The Expatriate contains a scene where Aaron Eckhart's ex-black ops agent Ben Logan is pursued into a European subway station by thugs, who he takes on and beats. Its a bit like the similar scene in Joe Wright's Hanna where Eric Bana takes on some thugs in a European subway station, only nowhere near as good.
The Expatriate also contains a scene where Ben Logan evades detection by policemen and security cameras in a European train station by keeping his head down and moving cleverly. It's a bit like the similar scene in Paul Greengrass' The Bourne Ultimatum where Jason Bourne evades detection in Waterloo Station, only nowhere near as good.
Then there's the scene in The Expatriate where Logan visits a European morgue to get to the bottom of the mystery of what is happening to him. It's a bit like the similar scene where Bourne visits a European morgue in Doug Liman's The Bourne Identity, only nowhere near as good.
And what about the scene in The Expatriate where the bad guys have taken Logan's sullen teenage daughter hostage, and Logan tells one of them that if they hurt her, he's dead? Thats a bit like a similar scene in Taken where Liam Neeson tells a bad guy something similar, only nowhere near as good.
The Expatriate goes further than mere copying, in fact. It takes the Bourne films almost as a genre and lifts much of what is so distinctive about them wholesale. The cinematography, editing, captions, mood and music all feel Bourne-like, but this film lacks the smart writing and distinctive directorial vision of that series.

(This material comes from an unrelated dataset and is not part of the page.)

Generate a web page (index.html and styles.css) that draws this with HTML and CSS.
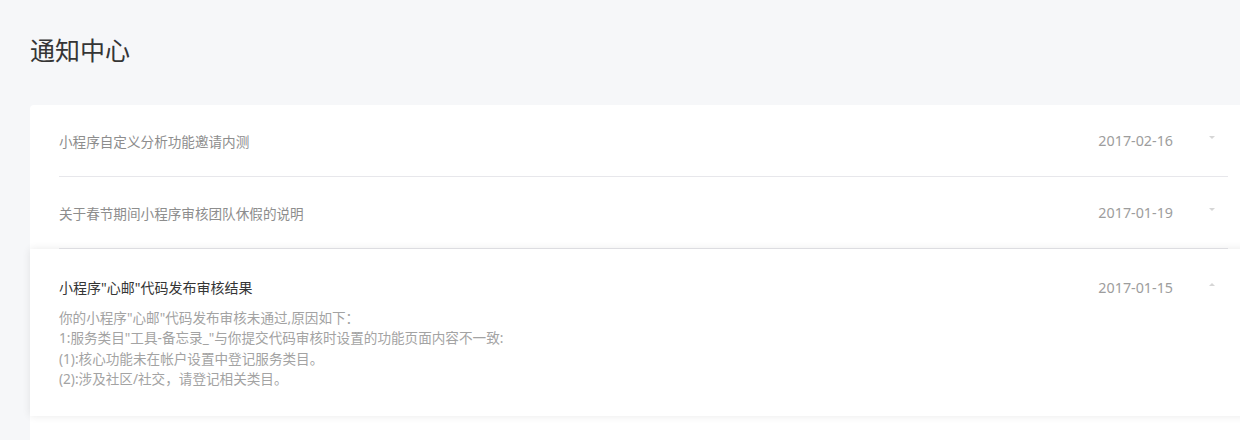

It's not all bad, just thoroughly moderate in almost every way. Eckhart is a decent lead, Kurelyenko has little to do but looks as beautiful as ever, and the Belgian locations are well-utilised. The story follows Eckhart's decommisioned agent ("He grew a conscience" of course!) after he is double-crossed and finds himself on the run alongside his daughter. Of course they hardly know one another, but as a hundred action films have proven, theres no better way to bond with a near-stranger than a series of intense, near-death experiences. A strange problem here is that there aren't quite enough such experiences. Occupying the middle ground between thriller and action film, The Expatriate is a little too light on the sort of action that fires the engines of the Bourne films, and works a bit too hard to make us care about the father-daughter relationship it depicts to grip the way a great thriller should.
It's a tad overlong, and if Stölzl has a good eye for handsomely steely compositions and competently directs a couple of action sequences, his feel for pacing is way off on this evidence.
In short, its a bit like a whole load of other films, only nowhere near as good.